Luke is my younger brother. We are very different but I think we appreciated our differences even as kids. He’s the smart, laidback and even-tempered sibling and I’m the busy, emotional and high energy type. Luke’s disease took hold of him in high school and progressed throughout his 20s. It was alcohol that nearly killed him but he was using numerous substances at the peak of his illness.

I learned a lot about substance use disorder at family day and how everyone’s experience with this disease is complex, frustrating, sad, tiresome, discouraging and overwhelming. No one wanted this disease, no one wants to be an addict. Luke and I read our letters to each other – I shared my frustrations, sadness and grievances and he shared his regret, apology and hope for the future. At that moment, I saw my brother again for the first time in many years. The mask of addiction was removed and I could see a kind and good person. The positive experience was quickly shadowed by the thought of how will Luke manage his disease outside of the treatment facility.

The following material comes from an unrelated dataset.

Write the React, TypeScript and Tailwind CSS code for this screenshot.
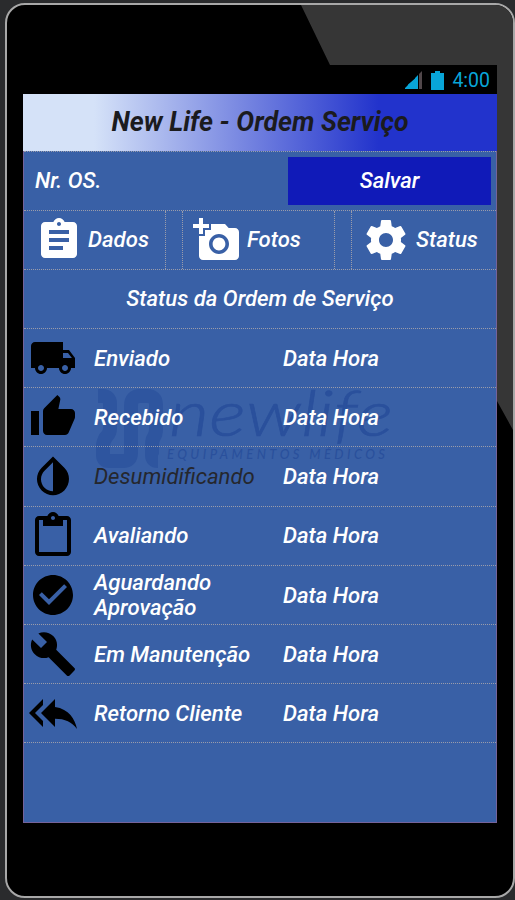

During visiting hours the following Sundays, Luke and I began discussing his aftercare and what was going to happen next. I brought surveys to his facility and asked Luke to distribute them to his peers. I wanted to know what he and his peers were feeling and what stressors they were anticipating upon their release from treatment.

Luke moved to St. Paul following his 45-day inpatient treatment to live in a sober house and begin an outpatient program. We met every week during his outpatient treatment to discuss new aftercare tools. Working with his outpatient peers, we focused on the patient experience.

Our MVP (minimum viable product) was tested in March 2017 with people at varying stages of recovery. We saw an engagement rate of 80 percent. The test users shared that Recovree made them 100 percent more aware of their daily emotions and experiences, and 85 percent said that Recovree contributed to their sobriety.

Over the next several months, we met with almost 100 people from the recovery community – health care providers, insurance companies, nonprofits, foundations and individuals.

In August, we began focusing on peer recovery specialists, the fastest growing service for people in recovery. Peer recovery specialists have firsthand experience with substance use disorder and can offer support and understanding for people with the disease. They receive training ­­on how to work with patients and can provide assistance to people who are at varying stages of recovery. We quickly recognized that peer recovery specialists could provide a level of accountability for the patients that we are trying to serve and are in need of new tools to support their relationships with their patients.

We’re currently testing Recovree with local treatment facilities to prove that our product improves engagement and outcomes for peer recovery specialists and their clients. 

It’s been a miraculous year to say the least. My brother has been sober for 13 months and we’ve found a community that shares our hopes and vision for people in recovery. We have discovered new purpose for our lives and are driven to create better outcomes for people who pursue treatment for substance use disorder.

A very sincere thank you to the numerous people who have spent time and energy working with us on Recovree. It’s been an exciting journey and we’ve met wonderful champions throughout the community. We appreciate you and are forever grateful for accepting us and supporting our dream.

We look forward to sharing more with you in the new year. Happy Holidays to you and your loved ones.